In Japan, vaccination was significantly delayed due to a mix of historical factors (repeated vaccine litigations in the 1980s and 1990s have made policymakers extremely risk-averse) and structural factors (the Japanese vaccine industry consists mainly of small and medium-sized, heavily subsidized vaccine manufacturers). Due to the inability of the Ministry of Health, Labor, and Welfare to respond quickly to emergencies, the Cabinet Office took over the vaccine roll-out under the political leadership of Prime Minister Yoshihide Suga and Vaccine Minister Taro Kono. The pace of vaccination quickened thereafter, aided by the absence of political resistance to vaccines in Japan and a scarcity mentality, particularly among the elderly. By mid-November 2021, Japan’s vaccine coverage was the highest among the G7 countries.

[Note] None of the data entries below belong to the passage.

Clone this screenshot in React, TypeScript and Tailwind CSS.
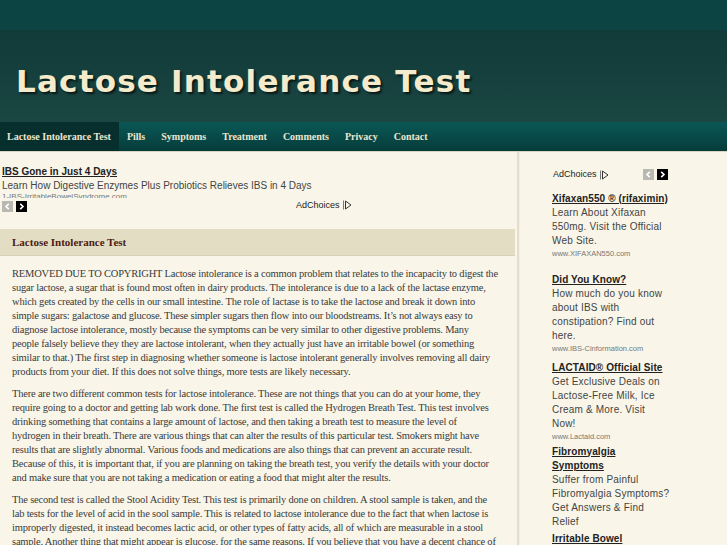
import React from 'react';

const navItems = ['Lactose Intolerance Test', 'Pills', 'Symptoms', 'Treatment', 'Comments', 'Privacy', 'Contact'];

const sideAds = [
  { title: 'Xifaxan550 ® (rifaximin)', text: 'Learn About Xifaxan 550mg. Visit the Official Web Site.', url: 'www.XIFAXAN550.com', h: 'h-[81px]' },
  { title: 'Did You Know?', text: 'How much do you know about IBS with constipation? Find out here.', url: 'www.IBS-Cinformation.com', h: 'h-[88px]' },
  { title: 'LACTAID® Official Site', text: 'Get Exclusive Deals on Lactose-Free Milk, Ice Cream & More. Visit Now!', url: 'www.Lactaid.com', h: 'h-[84px]' },
  { title: 'Fibromyalgia Symptoms', text: 'Suffer from Painful Fibromyalgia Symptoms? Get Answers & Find Relief', url: 'fibrolivinghelp.com', h: 'h-[87px]' },
  { title: 'Irritable Bowel', text: 'Syndrome', url: '', h: 'h-[40px]' },
];

const paragraphs = [
  [
    'REMOVED DUE TO COPYRIGHT Lactose intolerance is a common problem that relates to the incapacity to digest the',
    'sugar lactose, a sugar that is found most often in dairy products. The intolerance is due to a lack of the lactase enzyme,',
    'which gets created by the cells in our small intestine. The role of lactase is to take the lactose and break it down into',
    'simple sugars: galactose and glucose. These simpler sugars then flow into our bloodstreams. It’s not always easy to',
    'diagnose lactose intolerance, mostly because the symptoms can be very similar to other digestive problems. Many',
    'people falsely believe they they are lactose intolerant, when they actually just have an irritable bowel (or something',
    'similar to that.) The first step in diagnosing whether someone is lactose intolerant generally involves removing all dairy',
    'products from your diet. If this does not solve things, more tests are likely necessary.',
  ],
  [
    'There are two different common tests for lactose intolerance. These are not things that you can do at your home, they',
    'require going to a doctor and getting lab work done. The first test is called the Hydrogen Breath Test. This test involves',
    'drinking something that contains a large amount of lactose, and then taking a breath test to measure the level of',
    'hydrogen in their breath. There are various things that can alter the results of this particular test. Smokers might have',
    'results that are slightly abnormal. Various foods and medications are also things that can prevent an accurate result.',
    'Because of this, it is important that, if you are planning on taking the breath test, you verify the details with your doctor',
    'and make sure that you are not taking a medication or eating a food that might alter the results.',
  ],
  [
    'The second test is called the Stool Acidity Test. This test is primarily done on children. A stool sample is taken, and the',
    'lab tests for the level of acid in the sool sample. This is related to lactose intolerance due to the fact that when lactose is',
    'improperly digested, it instead becomes lactic acid, or other types of fatty acids, all of which are measurable in a stool',
    'sample. Another thing that might appear is glucose, for the same reasons. If you believe that you have a decent chance of',
    'being lactose intolerant, you should consult your doctor.',
  ],
];

function AdChoicesIcon() {
  return (
    <svg width="9" height="10" viewBox="0 0 9 10" className="inline-block ml-[3px]">
      <path d="M0.5 0.5 V9.5" stroke="#777" strokeWidth="1" />
      <path d="M2.5 1 L8 5 L2.5 9 Z" fill="none" stroke="#333" strokeWidth="1" />
    </svg>
  );
}

function Arrows() {
  return (
    <div className="flex gap-[3px]">
      <div className="w-[11px] h-[11px] bg-[#b9b9b2] flex items-center justify-center">
        <svg width="7" height="7" viewBox="0 0 7 7"><path d="M4.8 0.8 L2 3.5 L4.8 6.2" fill="none" stroke="#fff" strokeWidth="1.6" /></svg>
      </div>
      <div className="w-[11px] h-[11px] bg-black flex items-center justify-center">
        <svg width="7" height="7" viewBox="0 0 7 7"><path d="M2.2 0.8 L5 3.5 L2.2 6.2" fill="none" stroke="#fff" strokeWidth="1.6" /></svg>
      </div>
    </div>
  );
}

export default function App() {
  return (
    <div className="w-[727px] h-[545px] overflow-hidden bg-[#f9f6e9] flex flex-col">
      {/* Header */}
      <div className="h-[30px] bg-[#0c4443] shrink-0" />
      <div className="h-[92px] shrink-0 bg-gradient-to-b from-[#103b38] via-[#15403d] to-[#1b4743] flex items-center pl-[16px] pt-[10px]">
        <h1
          className="text-[31px] font-bold tracking-[1.2px] text-[#f3ebcb] leading-none"
          style={{ fontFamily: '"DejaVu Sans", sans-serif', textShadow: '2px 2px 2px #0a1a18' }}
        >
          Lactose Intolerance Test
        </h1>
      </div>
      <nav
        className="h-[30px] shrink-0 flex bg-gradient-to-b from-[#0a5856] via-[#084a48] to-[#063c3a] border-b border-[#d8d4bf]"
        style={{ fontFamily: '"Liberation Serif", serif' }}
      >
        {navItems.map((item, i) => (
          <a
            key={item}
            className={
              'flex items-center text-[10px] font-bold text-[#ece6cf] ' +
              (i === 0 ? 'bg-[#072f2d] pl-[7px] pr-[8px]' : 'px-[8px]')
            }
          >
            {item}
          </a>
        ))}
      </nav>

      {/* Body */}
      <div className="flex flex-1 min-h-0">
        {/* Main column */}
        <div className="w-[517px] shrink-0 flex flex-col">
          <div className="shrink-0 pl-[2px] pt-[14px] h-[62px]" style={{ fontFamily: '"Liberation Sans", Arial, sans-serif' }}>
            <div className="text-[10px] font-bold underline text-[#222] leading-[12px]">IBS Gone in Just 4 Days</div>
            <div className="text-[10px] text-[#444] leading-[13px] mt-[1px]">Learn How Digestive Enzymes Plus Probiotics Relieves IBS in 4 Days</div>
            <div className="text-[8px] text-[#777] leading-[9px] h-[6px] overflow-hidden">1-IBS-IrritableBowelSyndrome.com</div>
            <div className="flex items-start">
              <div className="mt-[3px]">
                <Arrows />
              </div>
              <div className="ml-[269px] mt-[2px] text-[9px] leading-[10px] text-[#222] flex items-center">
                AdChoices
                <AdChoicesIcon />
              </div>
            </div>
          </div>

          <div className="shrink-0 mt-[15px] h-[27px] mr-[2px] bg-[#e3dec3] border-b border-[#d6d1b8] flex items-center pl-[12px]">
            <h2 className="text-[11px] font-bold text-[#4a1b18]" style={{ fontFamily: '"Liberation Serif", serif' }}>
              Lactose Intolerance Test
            </h2>
          </div>

          <div
            className="shrink-0 pl-[12px] pt-[11px] text-[10.5px] leading-[14px] text-[#3a3a3a] tracking-[-0.2px] space-y-[8px] whitespace-nowrap"
            style={{ fontFamily: '"Liberation Serif", serif' }}
          >
            {paragraphs.map((lines, i) => (
              <p key={i}>
                {lines.map((l, j) => (
                  <span key={j} className="block">{l}</span>
                ))}
              </p>
            ))}
          </div>
        </div>

        {/* Divider */}
        <div className="w-[2px] shrink-0 bg-[#e2dfcc]" />
        <div className="w-[1px] shrink-0 bg-[#f3f0e2]" />

        {/* Sidebar */}
        <aside className="flex-1 pl-[32px] pt-[16px]" style={{ fontFamily: '"Liberation Sans", Arial, sans-serif' }}>
          <div className="flex items-center w-[116px] justify-between">
            <div className="flex items-center text-[9px] text-[#222] ml-[1px]">
              AdChoices
              <AdChoicesIcon />
            </div>
            <Arrows />
          </div>
          <div className="mt-[10px]">
            {sideAds.map((ad) => (
              <div key={ad.title} className={ad.h + ' overflow-hidden w-[118px]'}>
                <div className="text-[10px] font-bold underline text-[#222] leading-[14px] tracking-[0.1px]">{ad.title}</div>
                <div className="text-[10px] text-[#444] leading-[14px] tracking-[0.2px]">{ad.text}</div>
                {ad.url && <div className="text-[7.5px] text-[#777] leading-[11px]">{ad.url}</div>}
              </div>
            ))}
          </div>
        </aside>
      </div>
    </div>
  );
}
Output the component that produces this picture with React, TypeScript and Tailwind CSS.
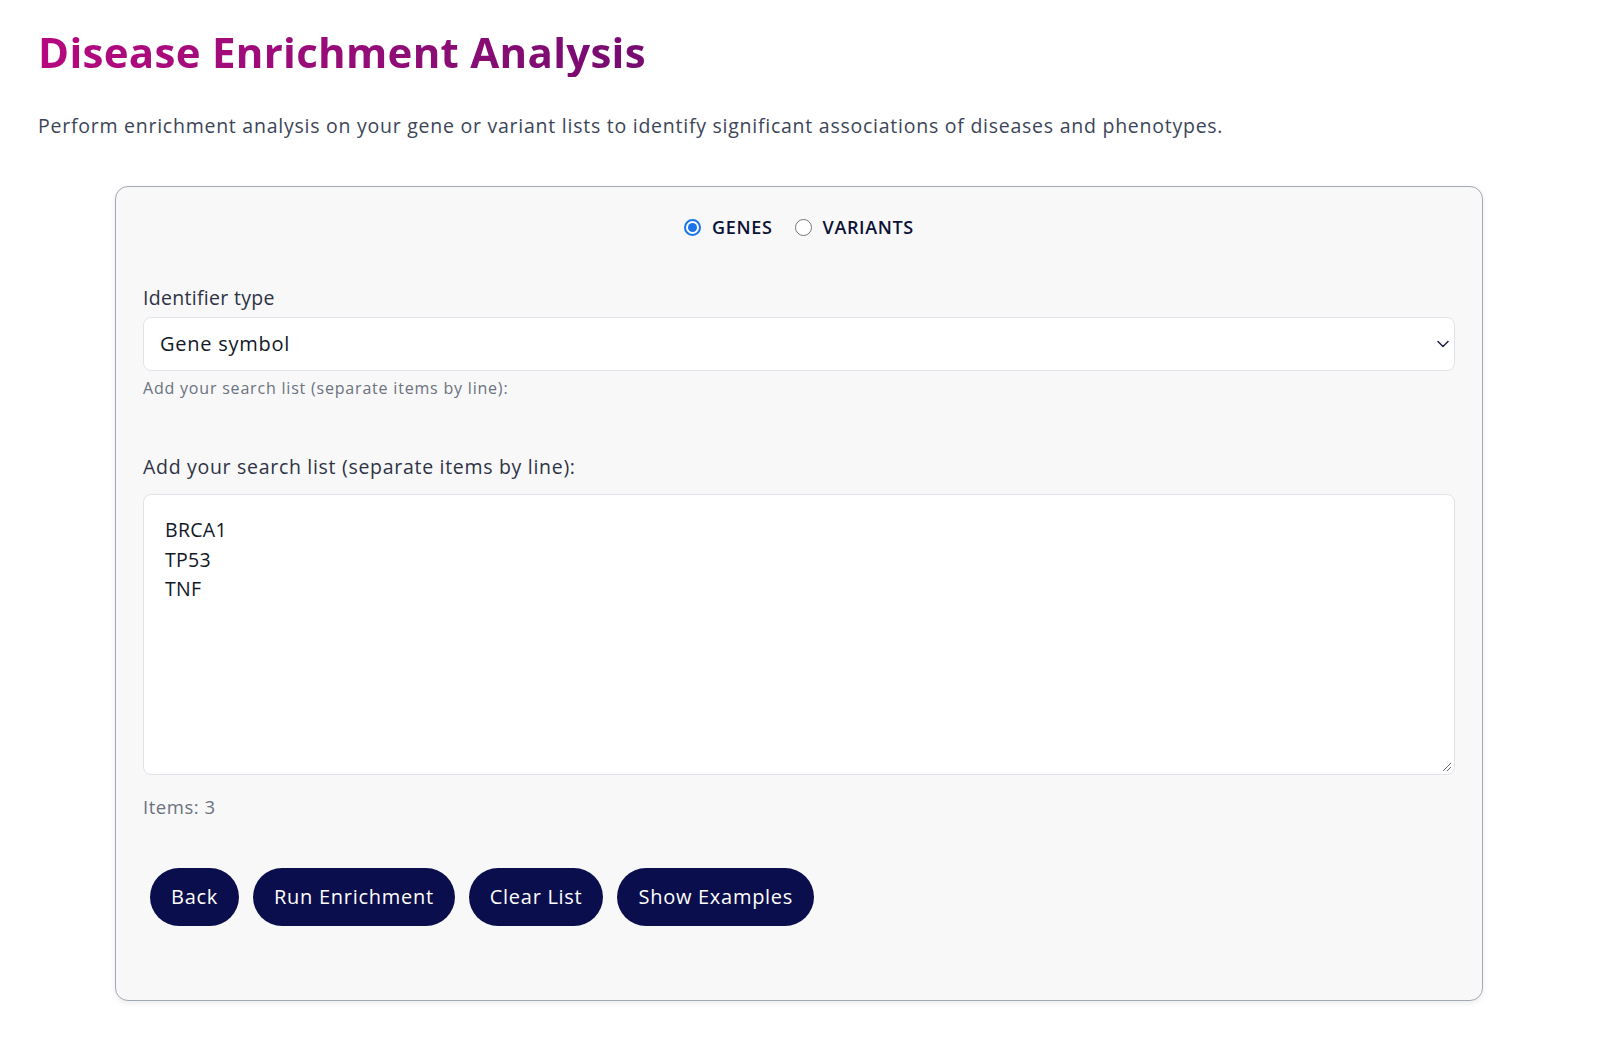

Keeping the Momentum Going
Countries that are highly vaccinated are lifting behavioral restrictions, and priority is now shifting to the vaccination of children. Singapore boasts a vaccination rate of over 90% and had at one time adopted a “zero COVID” strategy. The country’s number of tests per population is more than 20 times that of Japan. While reported cases have again been rising of late, this is not due to an increase in the flow of people but to an expansion of rapid antigen tests, with 98% of infected people being asymptomatic. Those testing positive need to self-isolate at home, but if they test negative 72 hours later, the requirement is lifted. Singapore is moving ahead with booster shots and expanding the number of tests. It has secured an adequate number of beds, and digital tracking is progressing.
Japan cannot match Singapore’s standards right away, and lifting all restrictions would be premature. This is because, considering the seasonality of the coronavirus, it is only a matter of time before the sixth wave arrives. Based on the findings of antibody tests in countries around the world, as well as in the Fukushima cities of Soma and Minamisoma, the activities of neutralizing antibodies appear to decline three months after the second shot, especially among the elderly, suggesting that a booster dose is required. However, the government again appears to be prioritizing bureaucratic procedure over people’s safety, not allowing a third shot, in principle, until eight months have passed since the second dose. This runs counter to the recommendations in other countries calling for booster vaccines within six months of the second shot.
The recent low numbers of new daily cases in Japan have prompted calls for the lifting of all restrictions. But European countries are already experiencing another surge of cases, apparently due to seasonal factors and the waning effectiveness of vaccines. Another variant of concern, Omicron, has been spreading around the globe. Japan, too, should prepare for a sixth wave this winter by further strengthening vaccination, rapidly implementing booster shots, expanding the number of tests, and enhancing ventilation. We need to break away from a strategy centered on human flow control and instead advance a “precision public health” approach based on scientific evidence.